— Problem to solve —
Below are entries. Copy exactly the lines running from the line that holds "Rebuild this screenshot" to the line that holds "ChevronDown, ChevronLeft, ChevronRight", with both ends included.

— Records supplied —
------------------------------------------------

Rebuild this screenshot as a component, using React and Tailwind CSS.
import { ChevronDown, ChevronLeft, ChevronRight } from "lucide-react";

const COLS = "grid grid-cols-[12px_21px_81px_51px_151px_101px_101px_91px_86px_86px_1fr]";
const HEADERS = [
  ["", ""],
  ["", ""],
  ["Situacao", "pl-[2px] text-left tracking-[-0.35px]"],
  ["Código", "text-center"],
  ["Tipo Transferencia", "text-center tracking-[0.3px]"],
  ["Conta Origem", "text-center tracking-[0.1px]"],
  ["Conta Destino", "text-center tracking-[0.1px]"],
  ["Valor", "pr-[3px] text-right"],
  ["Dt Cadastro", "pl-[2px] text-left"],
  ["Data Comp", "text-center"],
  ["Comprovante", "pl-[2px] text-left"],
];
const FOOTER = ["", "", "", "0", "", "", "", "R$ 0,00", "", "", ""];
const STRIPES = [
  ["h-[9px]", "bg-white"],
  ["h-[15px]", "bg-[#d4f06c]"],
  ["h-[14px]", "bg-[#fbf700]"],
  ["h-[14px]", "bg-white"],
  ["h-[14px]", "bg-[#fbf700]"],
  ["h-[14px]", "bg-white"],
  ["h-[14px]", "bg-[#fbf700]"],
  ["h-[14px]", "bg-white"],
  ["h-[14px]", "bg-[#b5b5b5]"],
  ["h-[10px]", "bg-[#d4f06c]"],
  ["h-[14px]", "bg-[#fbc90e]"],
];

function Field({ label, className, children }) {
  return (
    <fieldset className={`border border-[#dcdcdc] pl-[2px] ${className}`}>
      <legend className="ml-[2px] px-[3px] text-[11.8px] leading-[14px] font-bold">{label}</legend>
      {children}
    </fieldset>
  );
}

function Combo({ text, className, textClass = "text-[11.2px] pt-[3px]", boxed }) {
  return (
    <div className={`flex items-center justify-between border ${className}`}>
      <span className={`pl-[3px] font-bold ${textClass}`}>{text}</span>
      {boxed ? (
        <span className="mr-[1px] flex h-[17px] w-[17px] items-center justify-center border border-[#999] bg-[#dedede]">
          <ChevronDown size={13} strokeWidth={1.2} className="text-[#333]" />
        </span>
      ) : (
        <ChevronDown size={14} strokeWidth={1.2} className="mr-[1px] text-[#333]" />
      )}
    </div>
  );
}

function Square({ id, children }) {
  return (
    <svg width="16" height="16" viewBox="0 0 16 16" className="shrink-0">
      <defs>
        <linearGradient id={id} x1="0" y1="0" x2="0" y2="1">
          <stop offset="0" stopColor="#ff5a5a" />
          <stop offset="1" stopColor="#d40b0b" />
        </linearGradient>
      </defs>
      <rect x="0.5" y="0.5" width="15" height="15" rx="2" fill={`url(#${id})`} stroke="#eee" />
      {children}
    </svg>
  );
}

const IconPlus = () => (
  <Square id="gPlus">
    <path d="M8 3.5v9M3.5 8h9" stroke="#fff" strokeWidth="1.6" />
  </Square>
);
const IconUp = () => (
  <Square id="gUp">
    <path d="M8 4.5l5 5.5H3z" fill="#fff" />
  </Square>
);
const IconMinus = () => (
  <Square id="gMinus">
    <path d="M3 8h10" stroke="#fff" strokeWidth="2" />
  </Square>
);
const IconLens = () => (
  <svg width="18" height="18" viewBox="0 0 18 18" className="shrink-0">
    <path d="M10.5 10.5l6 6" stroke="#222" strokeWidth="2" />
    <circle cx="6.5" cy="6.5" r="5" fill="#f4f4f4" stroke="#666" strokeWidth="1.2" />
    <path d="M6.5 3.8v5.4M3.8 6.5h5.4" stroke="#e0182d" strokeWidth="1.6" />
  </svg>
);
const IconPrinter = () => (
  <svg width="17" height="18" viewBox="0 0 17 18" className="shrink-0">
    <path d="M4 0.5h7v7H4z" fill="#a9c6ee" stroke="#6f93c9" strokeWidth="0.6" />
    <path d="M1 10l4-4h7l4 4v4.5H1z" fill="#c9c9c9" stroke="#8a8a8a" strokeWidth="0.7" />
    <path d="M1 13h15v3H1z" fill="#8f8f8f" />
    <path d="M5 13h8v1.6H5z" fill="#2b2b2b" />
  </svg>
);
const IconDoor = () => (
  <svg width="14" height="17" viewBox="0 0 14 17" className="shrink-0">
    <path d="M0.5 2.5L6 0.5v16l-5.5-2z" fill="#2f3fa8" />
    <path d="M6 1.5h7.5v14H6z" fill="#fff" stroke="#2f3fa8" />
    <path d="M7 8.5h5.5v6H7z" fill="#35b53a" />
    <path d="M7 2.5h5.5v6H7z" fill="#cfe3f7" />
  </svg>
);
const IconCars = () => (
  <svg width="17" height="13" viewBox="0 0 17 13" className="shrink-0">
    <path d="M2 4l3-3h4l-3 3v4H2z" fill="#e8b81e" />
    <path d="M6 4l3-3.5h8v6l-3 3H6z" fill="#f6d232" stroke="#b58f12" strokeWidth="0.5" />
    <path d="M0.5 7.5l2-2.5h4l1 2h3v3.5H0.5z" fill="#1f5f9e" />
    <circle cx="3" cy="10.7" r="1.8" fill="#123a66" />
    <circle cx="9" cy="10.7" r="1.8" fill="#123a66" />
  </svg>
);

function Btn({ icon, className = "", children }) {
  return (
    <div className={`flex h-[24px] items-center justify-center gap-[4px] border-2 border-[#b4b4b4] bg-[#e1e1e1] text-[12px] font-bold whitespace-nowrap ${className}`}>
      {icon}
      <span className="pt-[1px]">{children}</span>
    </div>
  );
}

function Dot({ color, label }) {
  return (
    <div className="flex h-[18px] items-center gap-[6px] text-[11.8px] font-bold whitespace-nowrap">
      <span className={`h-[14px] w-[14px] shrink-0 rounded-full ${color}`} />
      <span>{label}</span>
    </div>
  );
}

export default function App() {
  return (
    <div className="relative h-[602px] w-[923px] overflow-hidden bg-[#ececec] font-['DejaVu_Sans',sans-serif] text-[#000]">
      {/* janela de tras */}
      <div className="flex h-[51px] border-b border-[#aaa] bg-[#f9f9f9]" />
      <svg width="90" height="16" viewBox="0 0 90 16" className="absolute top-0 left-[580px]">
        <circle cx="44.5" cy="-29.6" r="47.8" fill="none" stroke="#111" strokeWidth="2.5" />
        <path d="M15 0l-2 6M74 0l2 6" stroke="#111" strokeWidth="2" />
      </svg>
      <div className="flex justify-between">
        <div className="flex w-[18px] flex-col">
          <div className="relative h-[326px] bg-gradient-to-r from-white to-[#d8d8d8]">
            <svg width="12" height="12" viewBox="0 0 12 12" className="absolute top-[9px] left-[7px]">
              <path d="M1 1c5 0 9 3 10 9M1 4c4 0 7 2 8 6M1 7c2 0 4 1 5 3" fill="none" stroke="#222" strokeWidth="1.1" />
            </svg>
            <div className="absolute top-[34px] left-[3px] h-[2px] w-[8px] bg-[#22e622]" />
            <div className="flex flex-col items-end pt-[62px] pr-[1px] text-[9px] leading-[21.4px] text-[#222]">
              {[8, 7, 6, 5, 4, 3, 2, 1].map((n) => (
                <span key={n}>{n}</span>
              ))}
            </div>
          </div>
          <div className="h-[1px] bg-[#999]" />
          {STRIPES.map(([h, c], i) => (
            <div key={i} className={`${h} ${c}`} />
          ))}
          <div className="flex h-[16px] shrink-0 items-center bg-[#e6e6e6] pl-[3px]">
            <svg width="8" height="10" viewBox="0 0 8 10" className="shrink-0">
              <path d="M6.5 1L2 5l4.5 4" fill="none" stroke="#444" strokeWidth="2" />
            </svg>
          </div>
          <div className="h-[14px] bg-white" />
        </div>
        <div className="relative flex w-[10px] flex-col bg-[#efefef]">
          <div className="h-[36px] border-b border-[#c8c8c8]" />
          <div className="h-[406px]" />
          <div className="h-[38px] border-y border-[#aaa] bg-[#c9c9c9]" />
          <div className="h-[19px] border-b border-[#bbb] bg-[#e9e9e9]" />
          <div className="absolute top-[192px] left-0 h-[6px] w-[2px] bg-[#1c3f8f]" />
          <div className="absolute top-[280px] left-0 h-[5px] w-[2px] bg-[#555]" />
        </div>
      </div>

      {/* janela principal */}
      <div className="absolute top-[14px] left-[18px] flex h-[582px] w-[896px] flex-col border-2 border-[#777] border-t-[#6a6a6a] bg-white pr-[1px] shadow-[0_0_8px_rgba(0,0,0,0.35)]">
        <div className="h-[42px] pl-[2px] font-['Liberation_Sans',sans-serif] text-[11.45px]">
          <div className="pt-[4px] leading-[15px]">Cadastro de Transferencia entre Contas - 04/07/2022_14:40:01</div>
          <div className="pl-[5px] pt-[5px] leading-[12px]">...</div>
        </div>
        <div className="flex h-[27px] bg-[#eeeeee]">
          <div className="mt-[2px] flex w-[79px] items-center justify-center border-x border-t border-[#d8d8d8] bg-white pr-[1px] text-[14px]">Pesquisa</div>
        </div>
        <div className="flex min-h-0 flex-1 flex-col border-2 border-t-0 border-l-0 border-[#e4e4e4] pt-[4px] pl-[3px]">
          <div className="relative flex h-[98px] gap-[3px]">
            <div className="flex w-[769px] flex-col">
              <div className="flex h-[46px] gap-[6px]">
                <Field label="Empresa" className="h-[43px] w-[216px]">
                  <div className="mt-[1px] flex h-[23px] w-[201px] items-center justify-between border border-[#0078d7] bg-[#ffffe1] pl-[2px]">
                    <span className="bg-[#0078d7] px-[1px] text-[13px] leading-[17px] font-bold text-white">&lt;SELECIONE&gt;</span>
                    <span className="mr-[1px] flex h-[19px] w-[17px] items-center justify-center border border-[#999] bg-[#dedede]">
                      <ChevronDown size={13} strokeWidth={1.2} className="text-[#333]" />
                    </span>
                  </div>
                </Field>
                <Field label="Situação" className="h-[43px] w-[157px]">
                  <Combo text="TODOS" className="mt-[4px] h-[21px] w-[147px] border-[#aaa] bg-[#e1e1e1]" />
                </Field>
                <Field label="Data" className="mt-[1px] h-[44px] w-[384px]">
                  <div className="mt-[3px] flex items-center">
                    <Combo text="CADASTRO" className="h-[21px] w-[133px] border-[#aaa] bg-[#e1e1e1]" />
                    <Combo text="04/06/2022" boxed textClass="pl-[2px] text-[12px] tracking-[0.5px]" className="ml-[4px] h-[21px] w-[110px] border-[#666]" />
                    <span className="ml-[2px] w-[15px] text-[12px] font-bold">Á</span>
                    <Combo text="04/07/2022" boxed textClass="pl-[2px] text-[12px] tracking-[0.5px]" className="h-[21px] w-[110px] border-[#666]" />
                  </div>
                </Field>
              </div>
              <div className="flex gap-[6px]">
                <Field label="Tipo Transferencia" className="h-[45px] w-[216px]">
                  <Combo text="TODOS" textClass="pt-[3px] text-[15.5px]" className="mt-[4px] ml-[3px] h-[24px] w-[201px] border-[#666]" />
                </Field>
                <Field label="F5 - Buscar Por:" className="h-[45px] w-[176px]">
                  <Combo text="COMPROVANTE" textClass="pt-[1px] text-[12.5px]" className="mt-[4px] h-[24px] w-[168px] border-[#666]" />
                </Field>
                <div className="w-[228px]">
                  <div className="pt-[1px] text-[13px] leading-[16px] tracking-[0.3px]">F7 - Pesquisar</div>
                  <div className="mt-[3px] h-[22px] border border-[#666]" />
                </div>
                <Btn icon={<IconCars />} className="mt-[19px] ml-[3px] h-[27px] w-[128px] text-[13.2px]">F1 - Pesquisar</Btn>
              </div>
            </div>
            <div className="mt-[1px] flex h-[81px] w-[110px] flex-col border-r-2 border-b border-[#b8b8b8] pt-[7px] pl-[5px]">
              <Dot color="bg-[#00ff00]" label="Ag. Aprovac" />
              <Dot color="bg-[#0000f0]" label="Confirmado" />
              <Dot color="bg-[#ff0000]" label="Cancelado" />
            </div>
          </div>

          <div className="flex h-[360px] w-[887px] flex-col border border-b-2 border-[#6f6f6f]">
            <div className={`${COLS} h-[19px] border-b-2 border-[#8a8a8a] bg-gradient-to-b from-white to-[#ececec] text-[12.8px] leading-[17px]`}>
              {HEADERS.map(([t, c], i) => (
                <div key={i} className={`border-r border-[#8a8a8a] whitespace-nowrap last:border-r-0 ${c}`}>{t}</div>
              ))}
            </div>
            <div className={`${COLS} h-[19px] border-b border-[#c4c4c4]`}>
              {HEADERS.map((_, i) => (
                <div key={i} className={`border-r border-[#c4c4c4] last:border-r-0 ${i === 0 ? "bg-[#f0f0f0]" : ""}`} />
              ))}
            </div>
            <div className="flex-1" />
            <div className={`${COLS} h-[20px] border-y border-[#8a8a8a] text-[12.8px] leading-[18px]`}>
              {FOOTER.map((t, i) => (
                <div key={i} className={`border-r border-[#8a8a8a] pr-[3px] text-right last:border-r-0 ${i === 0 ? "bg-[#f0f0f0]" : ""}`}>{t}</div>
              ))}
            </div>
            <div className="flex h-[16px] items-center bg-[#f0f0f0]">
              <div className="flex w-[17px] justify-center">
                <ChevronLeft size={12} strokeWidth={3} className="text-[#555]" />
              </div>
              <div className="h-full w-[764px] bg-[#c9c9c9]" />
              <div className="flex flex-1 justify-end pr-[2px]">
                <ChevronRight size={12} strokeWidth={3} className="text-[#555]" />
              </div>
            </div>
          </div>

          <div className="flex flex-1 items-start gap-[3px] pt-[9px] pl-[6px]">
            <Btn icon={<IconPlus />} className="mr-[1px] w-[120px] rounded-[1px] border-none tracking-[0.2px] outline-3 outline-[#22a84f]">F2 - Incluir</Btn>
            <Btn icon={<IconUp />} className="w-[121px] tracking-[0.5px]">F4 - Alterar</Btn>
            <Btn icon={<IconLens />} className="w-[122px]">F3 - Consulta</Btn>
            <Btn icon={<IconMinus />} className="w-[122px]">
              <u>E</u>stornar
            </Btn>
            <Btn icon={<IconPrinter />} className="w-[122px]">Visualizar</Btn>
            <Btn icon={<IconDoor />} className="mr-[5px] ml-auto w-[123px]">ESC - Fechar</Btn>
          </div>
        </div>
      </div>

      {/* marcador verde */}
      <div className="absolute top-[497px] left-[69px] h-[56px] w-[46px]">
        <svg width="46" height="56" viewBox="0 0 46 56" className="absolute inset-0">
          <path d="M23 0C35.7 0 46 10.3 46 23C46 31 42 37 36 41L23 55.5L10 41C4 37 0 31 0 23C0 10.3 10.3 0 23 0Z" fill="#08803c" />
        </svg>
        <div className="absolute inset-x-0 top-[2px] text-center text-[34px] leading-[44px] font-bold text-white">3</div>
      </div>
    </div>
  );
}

------------------------------------------------

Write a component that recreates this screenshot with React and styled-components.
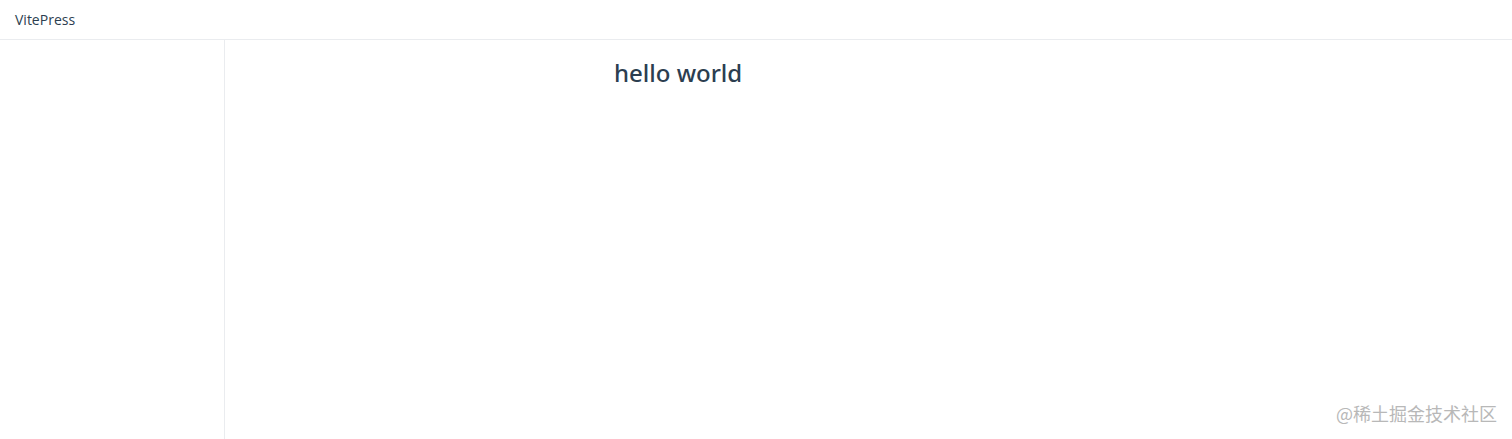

------------------------------------------------

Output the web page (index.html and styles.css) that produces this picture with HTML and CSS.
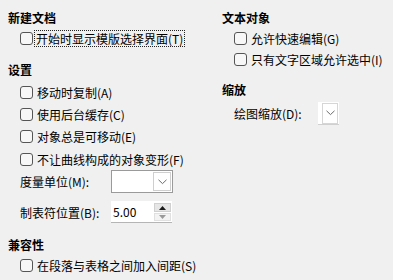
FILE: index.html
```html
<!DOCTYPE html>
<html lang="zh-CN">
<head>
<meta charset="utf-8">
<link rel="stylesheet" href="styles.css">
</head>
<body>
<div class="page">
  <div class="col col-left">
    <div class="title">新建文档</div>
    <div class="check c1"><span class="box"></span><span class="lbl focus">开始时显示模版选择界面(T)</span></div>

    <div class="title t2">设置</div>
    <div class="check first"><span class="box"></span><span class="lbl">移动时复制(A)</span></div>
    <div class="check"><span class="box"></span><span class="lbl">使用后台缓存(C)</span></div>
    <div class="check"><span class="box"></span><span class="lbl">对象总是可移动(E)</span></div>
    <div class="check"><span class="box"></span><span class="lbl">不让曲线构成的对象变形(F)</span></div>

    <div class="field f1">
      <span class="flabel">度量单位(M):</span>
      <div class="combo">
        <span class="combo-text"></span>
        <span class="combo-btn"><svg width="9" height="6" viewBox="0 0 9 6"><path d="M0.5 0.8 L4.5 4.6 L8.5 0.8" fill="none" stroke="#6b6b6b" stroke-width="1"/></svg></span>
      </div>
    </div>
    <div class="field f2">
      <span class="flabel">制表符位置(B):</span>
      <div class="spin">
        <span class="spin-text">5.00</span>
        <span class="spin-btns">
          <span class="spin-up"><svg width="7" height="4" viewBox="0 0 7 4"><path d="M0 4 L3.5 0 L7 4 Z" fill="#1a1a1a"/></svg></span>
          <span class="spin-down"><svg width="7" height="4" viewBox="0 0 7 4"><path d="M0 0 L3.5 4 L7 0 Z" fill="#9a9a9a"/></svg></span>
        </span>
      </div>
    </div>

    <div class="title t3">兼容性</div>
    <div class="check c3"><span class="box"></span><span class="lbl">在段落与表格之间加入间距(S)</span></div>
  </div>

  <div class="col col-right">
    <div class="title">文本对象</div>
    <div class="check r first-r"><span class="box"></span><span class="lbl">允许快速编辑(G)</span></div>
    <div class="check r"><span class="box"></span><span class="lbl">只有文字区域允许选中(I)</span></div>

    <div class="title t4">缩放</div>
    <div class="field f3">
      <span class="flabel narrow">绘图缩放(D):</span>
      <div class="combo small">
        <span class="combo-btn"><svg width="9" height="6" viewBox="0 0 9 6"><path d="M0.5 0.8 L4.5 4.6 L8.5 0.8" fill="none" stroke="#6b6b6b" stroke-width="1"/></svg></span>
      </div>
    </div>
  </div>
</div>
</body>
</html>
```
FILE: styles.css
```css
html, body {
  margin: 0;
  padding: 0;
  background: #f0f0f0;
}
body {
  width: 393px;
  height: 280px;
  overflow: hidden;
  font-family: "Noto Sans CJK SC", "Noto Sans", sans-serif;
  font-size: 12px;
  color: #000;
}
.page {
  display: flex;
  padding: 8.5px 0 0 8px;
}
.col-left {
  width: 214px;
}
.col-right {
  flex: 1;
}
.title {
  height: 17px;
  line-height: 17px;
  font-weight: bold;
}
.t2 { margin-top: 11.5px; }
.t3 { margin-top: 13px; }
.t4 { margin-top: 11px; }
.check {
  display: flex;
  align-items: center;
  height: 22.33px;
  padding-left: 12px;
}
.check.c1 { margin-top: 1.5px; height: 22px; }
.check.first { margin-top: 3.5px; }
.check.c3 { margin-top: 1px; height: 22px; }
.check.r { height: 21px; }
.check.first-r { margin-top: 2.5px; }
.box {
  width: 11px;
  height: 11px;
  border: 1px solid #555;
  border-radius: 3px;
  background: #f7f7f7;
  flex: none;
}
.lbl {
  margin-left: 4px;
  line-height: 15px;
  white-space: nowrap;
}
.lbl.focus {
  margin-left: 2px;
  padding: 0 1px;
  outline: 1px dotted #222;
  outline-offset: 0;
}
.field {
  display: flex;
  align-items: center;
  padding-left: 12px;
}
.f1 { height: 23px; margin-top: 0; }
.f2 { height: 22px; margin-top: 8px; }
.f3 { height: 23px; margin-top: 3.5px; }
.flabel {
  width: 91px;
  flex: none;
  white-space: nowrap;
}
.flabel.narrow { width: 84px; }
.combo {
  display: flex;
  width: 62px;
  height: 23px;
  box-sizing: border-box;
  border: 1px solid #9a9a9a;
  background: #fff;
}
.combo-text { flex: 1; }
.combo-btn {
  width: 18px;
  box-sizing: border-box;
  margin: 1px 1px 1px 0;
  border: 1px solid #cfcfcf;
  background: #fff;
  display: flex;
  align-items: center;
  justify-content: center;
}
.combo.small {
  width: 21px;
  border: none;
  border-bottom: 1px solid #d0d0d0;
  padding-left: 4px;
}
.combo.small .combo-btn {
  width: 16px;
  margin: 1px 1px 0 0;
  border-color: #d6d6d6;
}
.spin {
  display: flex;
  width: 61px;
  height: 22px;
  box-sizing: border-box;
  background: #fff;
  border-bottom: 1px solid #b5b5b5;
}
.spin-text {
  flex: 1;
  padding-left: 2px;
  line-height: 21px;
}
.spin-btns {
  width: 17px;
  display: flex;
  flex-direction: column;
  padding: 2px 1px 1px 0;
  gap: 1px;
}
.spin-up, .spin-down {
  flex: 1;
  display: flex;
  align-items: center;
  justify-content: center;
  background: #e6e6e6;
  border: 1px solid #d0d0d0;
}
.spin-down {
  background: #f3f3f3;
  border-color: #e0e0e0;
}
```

------------------------------------------------

— Solution —
Rebuild this screenshot as a component, using React and Tailwind CSS.
import { ChevronDown, ChevronLeft, ChevronRight } from "lucide-react";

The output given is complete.